Pat Smith Quoted in Tax Notes on Implications of Tax Court’s Altera Decision

PDF
04.19.2016
Tax Notes

Ivins attorney Pat Smith was quoted in a Tax Notes article on the implications of the Tax Court’s Altera decision for potential challenges to the validity of other tax regulations.  News Analysis: Will an APA Attack on Temporary Regs Affect Tax?

Patrick J. Smith of Ivins, Phillips & Barker Chtd. agreed and said practitioners could expect to see more APA challenges to regs generally, and temporary regs specifically, in the wake of Altera.

"The reaction to the [ Altera ] decision focused a lot on the failure of the IRS to properly deal with comments, and I think that is clearly an important part of the case. But I think some people in the tax world may have gotten the erroneous sense that in order to bring an APA challenge, they had to bring it on the same basis," Smith said. "Clearly, that is a misunderstanding of the APA arbitrary and capricious standard."

Smith said the broader implication is that under the arbitrary and capricious standard, the agency must provide an explanation at the time it issues regulations of its rationale for the regs' content. This could lead to challenges to all types of regs, he added.

Treasury's view that its regs are interpretive and therefore exempt from the APA reflects the idea that the tax world has a different meaning for interpretive and legislative regs, Smith said.

"The traditional tax view is, legislative regulations are only those that are very specifically authorized by a particular code section, and interpretative regulations are those that are authorized by section 7805(a). But that's not the way the terms have come to be used outside of the tax world," Smith argued. "Clearly, [ Altera ] rejects the notion that IRS regulations that are issued under the general authority of [section] 7805(a) are exempt from notice and comment as interpretative regulations."

Smith was more skeptical whether good cause could ever be asserted by the IRS or Treasury, arguing that it typically applies to issues of public health or public safety. "I can't imagine an IRS regulation that would ever meet that standard, quite frankly," he said.

Smith surmised that the question of curing would likely be the subject of continued litigation.

Smith noted that the government argued in United States v.
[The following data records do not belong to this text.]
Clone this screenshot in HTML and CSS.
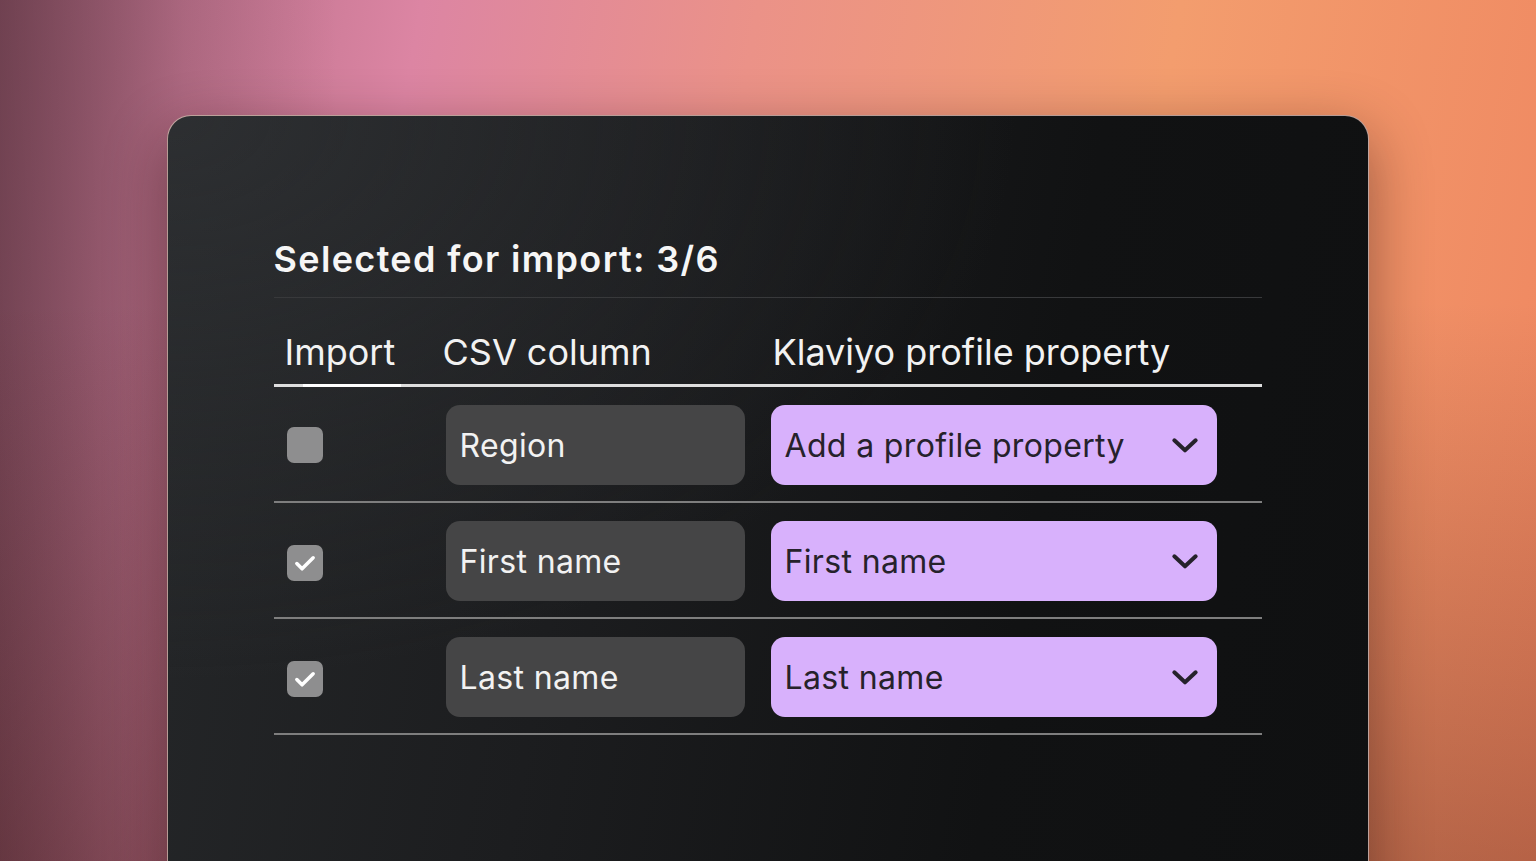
FILE: index.html
```html
<!DOCTYPE html>
<html lang="en">
<head>
    <meta charset="UTF-8">
    <meta name="viewport" content="width=device-width, initial-scale=1.0">
    <title>Import profiles - Map columns</title>
    <link rel="stylesheet" href="styles.css">
</head>
<body>
    <div class="stage">
        <div class="card">
            <h1 class="title">Selected for import: 3/6</h1>

            <div class="table">
                <div class="head">
                    <div class="head-cell import">Import</div>
                    <div class="head-cell csv">CSV column</div>
                    <div class="head-cell prop">Klaviyo profile property</div>
                </div>

                <div class="row">
                    <div class="check"></div>
                    <div class="field">Region</div>
                    <div class="select">
                        <span>Add a profile property</span>
                        <svg class="chevron" viewBox="0 0 24 24"><path d="M4 8.5l8 7.5 8-7.5"/></svg>
                    </div>
                </div>

                <div class="row">
                    <div class="check checked">
                        <svg viewBox="0 0 24 24"><path d="M5 12.5l4.5 4.5L19 7.5"/></svg>
                    </div>
                    <div class="field">First name</div>
                    <div class="select">
                        <span>First name</span>
                        <svg class="chevron" viewBox="0 0 24 24"><path d="M4 8.5l8 7.5 8-7.5"/></svg>
                    </div>
                </div>

                <div class="row">
                    <div class="check checked">
                        <svg viewBox="0 0 24 24"><path d="M5 12.5l4.5 4.5L19 7.5"/></svg>
                    </div>
                    <div class="field">Last name</div>
                    <div class="select">
                        <span>Last name</span>
                        <svg class="chevron" viewBox="0 0 24 24"><path d="M4 8.5l8 7.5 8-7.5"/></svg>
                    </div>
                </div>
            </div>
        </div>
    </div>
</body>
</html>
```

FILE: styles.css
```css
* {
    margin: 0;
    padding: 0;
    box-sizing: border-box;
}

body {
    font-family: Inter, 'Noto Sans', 'Liberation Sans', sans-serif;
    width: 1536px;
    height: 861px;
    overflow: hidden;
}

.stage {
    width: 100%;
    height: 100%;
    padding: 115px 0 0 167px;
    background:
        linear-gradient(180deg, rgba(0,0,0,0) 0%, rgba(0,0,0,0) 35%, rgba(50,15,10,0.3) 100%),
        linear-gradient(90deg, rgba(50,25,30,0.45) 0%, rgba(50,25,30,0.12) 12%, rgba(0,0,0,0) 22%),
        linear-gradient(100deg, #a2627a 0%, #dc85a3 25%, #eb9288 45%, #f39d6e 70%, #ef8660 100%);
}

.card {
    width: 1202px;
    height: 800px;
    border-radius: 24px;
    border: 1.5px solid rgba(255, 215, 205, 0.7);
    background:
        radial-gradient(ellipse at 0% 0%, rgba(50,52,55,0.6) 0%, rgba(0,0,0,0) 50%),
        linear-gradient(100deg, #252729 0%, #1c1d1f 35%, #111213 70%, #0f1011 100%);
    box-shadow: 0 20px 60px rgba(40, 10, 10, 0.45);
    padding: 118px 0 0 105.5px;
}

.title {
    color: #f6f6f6;
    font-size: 36px;
    font-weight: 600;
    line-height: 50px;
    letter-spacing: 1.35px;
    width: 988px;
    padding-bottom: 13px;
    border-bottom: 1px solid #38393b;
}

.table {
    width: 988px;
}

.head {
    display: grid;
    grid-template-columns: 172px 325px 1fr;
    align-items: end;
    height: 89px;
    padding-bottom: 10px;
    border-bottom: 3px solid #dedede;
    position: relative;
}

.head::after {
    content: '';
    position: absolute;
    left: 29px;
    bottom: -3px;
    width: 98px;
    height: 3px;
    background: #ffffff;
}

.head-cell {
    color: #f2f2f2;
    font-size: 36px;
    font-weight: 400;
    line-height: 44px;
}

.head-cell.import {
    padding-left: 11px;
}

.head-cell.csv {
    margin-left: -3px;
}

.head-cell.prop {
    padding-left: 2px;
}

.row {
    display: grid;
    grid-template-columns: 172px 325px 1fr;
    align-items: center;
    padding: 18px 0 16px;
    border-bottom: 2px solid #7e7e7e;
}

.check {
    width: 36px;
    height: 36px;
    margin-left: 13px;
    border-radius: 7px;
    background: #8e8e8f;
    display: flex;
    align-items: center;
    justify-content: center;
}

.row:nth-child(3) .check,
.row:nth-child(4) .check {
    margin-top: 4px;
}

.check svg {
    width: 28px;
    height: 28px;
    fill: none;
    stroke: #ffffff;
    stroke-width: 3;
    stroke-linecap: round;
    stroke-linejoin: round;
}

.field {
    width: 299px;
    height: 80px;
    border-radius: 14px;
    background: #454546;
    color: #f2f2f2;
    font-size: 32px;
    letter-spacing: 0.35px;
    display: flex;
    align-items: center;
    padding-left: 14px;
}

.select {
    width: 446px;
    height: 80px;
    border-radius: 14px;
    background: #d8b1fc;
    color: #26222b;
    font-size: 32px;
    letter-spacing: 0.35px;
    display: flex;
    align-items: center;
    justify-content: space-between;
    padding: 0 16px 0 14px;
}

.chevron {
    width: 32px;
    height: 32px;
    fill: none;
    stroke: #26222b;
    stroke-width: 3;
    stroke-linecap: round;
    stroke-linejoin: round;
}
```
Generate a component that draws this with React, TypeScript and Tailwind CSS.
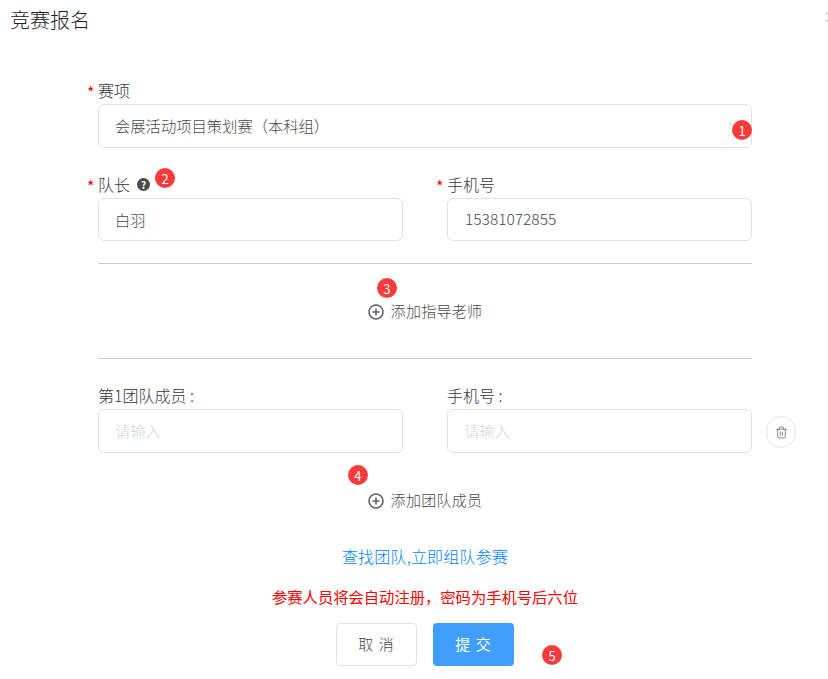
import React from "react";
import { Trash2 } from "lucide-react";

const font = "font-['Noto_Sans_CJK_SC','Noto_Sans',sans-serif]";

function Badge({ n, className }: { n: number; className: string }) {
  return (
    <span className={`absolute z-10 flex h-5 w-5 items-center justify-center rounded-full bg-[#fb3a3a] text-[13px] font-normal leading-none text-white ${className}`}>
      {n}
    </span>
  );
}

function Label({ text, required, children }: { text: string; required?: boolean; children?: React.ReactNode }) {
  return (
    <div className="relative flex h-[26px] items-center pb-[3px] text-[16px] leading-[22px] text-[#33363b]">
      {required && <span className="absolute left-[-11px] top-[3px] text-[16px] font-normal text-[#ff0000]">*</span>}
      <span>{text}</span>
      {children}
    </div>
  );
}

function Field({ value, placeholder, className = "" }: { value?: string; placeholder?: string; className?: string }) {
  return (
    <div className={`flex h-[44px] items-center rounded-[6px] border border-[#dfe0e8] bg-white px-4 pb-[1px] text-[15.3px] ${value ? "text-[#45484d]" : "text-[#d3d5db]"} ${className}`}>
      {value || placeholder}
    </div>
  );
}

function PlusIcon() {
  return (
    <svg width="16" height="16" viewBox="0 0 16 16" fill="none" stroke="#5f6368" strokeWidth="1.6">
      <circle cx="8" cy="8" r="7" />
      <path d="M8 4.5v7M4.5 8h7" />
    </svg>
  );
}

function AddRow({ text, className, children }: { text: string; className: string; children: React.ReactNode }) {
  return (
    <div className={`relative flex h-[22px] items-center justify-center gap-[7px] text-[15px] tracking-[0.3px] text-[#45484d] ${className}`}>
      <PlusIcon />
      <span className="relative top-[-1px]">{text}</span>
      {children}
    </div>
  );
}

export default function App() {
  return (
    <div className={`relative h-[679px] w-[828px] overflow-hidden bg-white font-light ${font}`}>
      <header className="flex h-[40px] items-center pl-[10px] text-[20px] text-[#1f2023]">竞赛报名</header>
      <svg className="absolute left-[825px] top-[11px]" width="10" height="12" viewBox="0 0 10 12" fill="none" stroke="#a8a8a8" strokeWidth="1">
        <path d="M1 1l8 10M9 1L1 11" />
      </svg>

      <main className="ml-[98px] flex w-[654px] flex-col pt-[38px]">
        <Label text="赛项" required />
        <div className="relative">
          <Field value="会展活动项目策划赛（本科组）" />
          <svg className="absolute left-[630px] top-[17px]" width="14" height="8" viewBox="0 0 14 8" fill="none" stroke="#c0c4cc" strokeWidth="1">
            <path d="M1 1l6 6 6-6" />
          </svg>
          <Badge n={1} className="left-[634px] top-[16px]" />
        </div>

        <div className="mt-[24px] grid grid-cols-2 gap-x-[44px]">
          <div>
            <Label text="队长" required>
              <span className="ml-[7px] mt-[2px] flex h-[13px] w-[13px] items-center justify-center rounded-full bg-[#4a4a4a] text-[10px] font-bold leading-none text-white">?</span>
              <Badge n={2} className="left-[57px] top-[-4px]" />
            </Label>
            <Field value="白羽" className="!h-[43px]" />
          </div>
          <div>
            <Label text="手机号" required />
            <Field value="15381072855" className="!h-[43px] !pl-[17px] !text-[15.5px]" />
          </div>
        </div>

        <div className="mt-[22px] border-t border-[#c8c9cc]" />
        <AddRow text="添加指导老师" className="mt-[37px]">
          <Badge n={3} className="left-[279px] top-[-23px]" />
        </AddRow>
        <div className="mt-[35px] border-t border-[#c8c9cc]" />

        <div className="mt-[24px] flex gap-x-[44px]">
          <div className="w-[305px] shrink-0">
            <Label text="第1团队成员 :" />
            <Field placeholder="请输入" />
          </div>
          <div className="w-[305px] shrink-0">
            <Label text="手机号 :" />
            <Field placeholder="请输入" />
          </div>
          <button className="ml-[-30px] mt-[33px] flex h-[32px] w-[30px] shrink-0 items-center justify-center rounded-full border border-[#e0e1e8] bg-white">
            <Trash2 size={13} strokeWidth={1.4} color="#606266" />
          </button>
        </div>

        <AddRow text="添加团队成员" className="mt-[37px]">
          <Badge n={4} className="left-[250px] top-[-25px]" />
        </AddRow>

        <div className="mt-[33px] text-center text-[16px] leading-[22px] tracking-[0.2px] text-[#007fff]">查找团队,立即组队参赛</div>
        <div className="mt-[18px] text-center text-[15.3px] font-normal leading-[22px] text-[#ff0000]">参赛人员将会自动注册，密码为手机号后六位</div>

        <div className="relative mt-[16px] flex justify-center gap-[16px]">
          <button className="h-[43px] w-[81px] rounded-[4px] border border-[#dfe0e8] bg-white text-[15px] tracking-[1px] text-[#45484d]">取 消</button>
          <button className="h-[43px] w-[81px] rounded-[4px] bg-[#409eff] text-[15px] font-normal tracking-[1px] text-white">提 交</button>
          <Badge n={5} className="left-[444px] top-[22px]" />
        </div>
      </main>
    </div>
  );
}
Microsoft, No. 2:15-cv-00102 (W.D. Wash.) , that specific references in section 7805(e) to temporary regs give the IRS and Treasury special treatment.

"Just because there are specific rules in section 7805(e) dealing with temporary regulations does not at all mean that there is a general congressional blessing for the IRS," Smith said. "The reliance of the IRS and the Justice Department on [section] 7805(e) is clearly misplaced because [section] 7805(e) doesn't say when temporary regs can be used; it simply says if they are used, then certain things have to happen."

Smith said there was a fundamental difference in litigating regs in the tax world compared with elsewhere. Outside tax, challenges are often presented as soon as regs are issued, as opposed to being challenged by a particular taxpayer for a particular tax year, he said.

"Because of that difference, in a tax case that is litigated the traditional way, if a court agrees that the notice and comment requirement was violated, then I think they have no choice but to say the taxpayer wins," Smith argued.

Smith argued that the serial inversion rule may be impermissibly retroactive because it provides for adverse consequences regarding events that occurred within the last three years. And while the IRS could argue that in substance, it satisfied notice and comment by issuing the notices, that argument doesn't apply to anything not described in the notices, Smith said.